Entrant details
Role or Job Title on the Project
Project Manager
Employer
Trimble Solutions Sandvika
Sandvika
Norway
Employer Role
Technology or Software Development Company
Are you or your employer a member of buildingSMART?
Yes - Chapter Member
Submission details
Submitting Party Company Name
Norwegian Public Roads Administration
Submitting Party Company Location
Oslo, Norway
Submitting Party Role on Project
Project sponsor
Submitting Party Company Website
Full Project Name
Machine Readable Norwegian Classification Manual for Bridge Registrations - V440
Project Location (Country)
Norway
Project Objectives
Today the Norwegian bridge registration manual, V440, is issued by the Norwegian Public Roads Administration as a PDF-document. The project objective was to make the classification structure described in V440 available on an open machine readable format to allow for software vendors to integrate this classification structure into their software. Bridge designers using the software can then produce IFC-files containing the V440 classification system.
The V440 classification ontology is developed using Linked Data and Semantic Web technology.
Prototyping the integration of the ontology in software solutions was an important part of the project. Four software vendors participated in this prototyping.
openBIM Achievements
The V440-ontology is produced using open Linked Data and Semantic Web (LD/SW) technology. LD/SW is based on technology standardised by ISO and World Wide Web Consortium. The formats used in LD/SW are fully open and should be considered as an integrated part of openBIM.

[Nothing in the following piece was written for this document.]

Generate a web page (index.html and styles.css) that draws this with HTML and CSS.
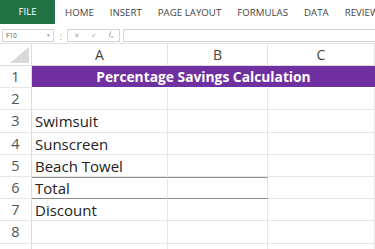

During the prototyping phase, the V440 ontology was linked to the ifcOWL ontology for IFC 4.3, demonstrating how easy it is with LD/SW technology to link national classification systems with IFC Bridge definitions and make this available in software solutions.
The resulting classified bridge models were transported to other software solutions for registration using the IFC-format.
openBIM used
IFC 2x3, IFC4, ifcOWL
openBIM or open standards used other than those listed above
Ontologies defined by Linked Data /Semantic Web (LD/SW) technology are based on a series of open standards defined and maintenanced by ISO and World Wide Web Consortium (W3C). Some of the most important of these open standards, in addition to the "basic www-standards", are:
- RDF: Resource Description Framework
- RDFS: Resource Description Framework Schema
- SPARQL: RDF Query Language
- OWL: Web Ontology Language
Software used
In this project we used to different groups of software:
- Software for defining and publishing the ontology
- Software for prototyping and registration of the produced IFC-files.
In addition GitHub is used as the project collaboration platform for information, Q&As and for exchanging ontologies and linking rule sets.
Software used for defining and publishing the ontology:
- MS Excel
- Protégé
- TopBraid Composer
- GraphDB
Software used for prototyping and registration:
- Areo
- Quadri
- Tekla Structures
- StreamBIM
- Solibri
Strategic Alignment
LD/SW technology has been an integrated part of the technology platform within buildingSMART for many years, leading to the development of ifcOWL e.g.. But LD/SW has not drawn much attention outside the group of people already interested. The focus has been file-transfer.
With the modernisation initiative of IFC, the focus has shifted to support more web-service based architecture. Now the LD/SW technology is more in focus.
This project is an excellent showcase to demonstrate how easy it is for software vendors to integrate LD/SW ontologies into their software, link the ontology with ifcOWL and produce valid IFC-files.
Highlights
Important highlights we have achieved in this project are:
- Showed the benefit of moving «digital paper» based (PDF-format) classification systems to an open machine readable format.
- Showed how easy it is for software vendors to integrate well documented ontologies into their software to produce valid IFC-models.
- Showed the benefit of using the LD/SW technology to link different ontologies together with linking rule sets.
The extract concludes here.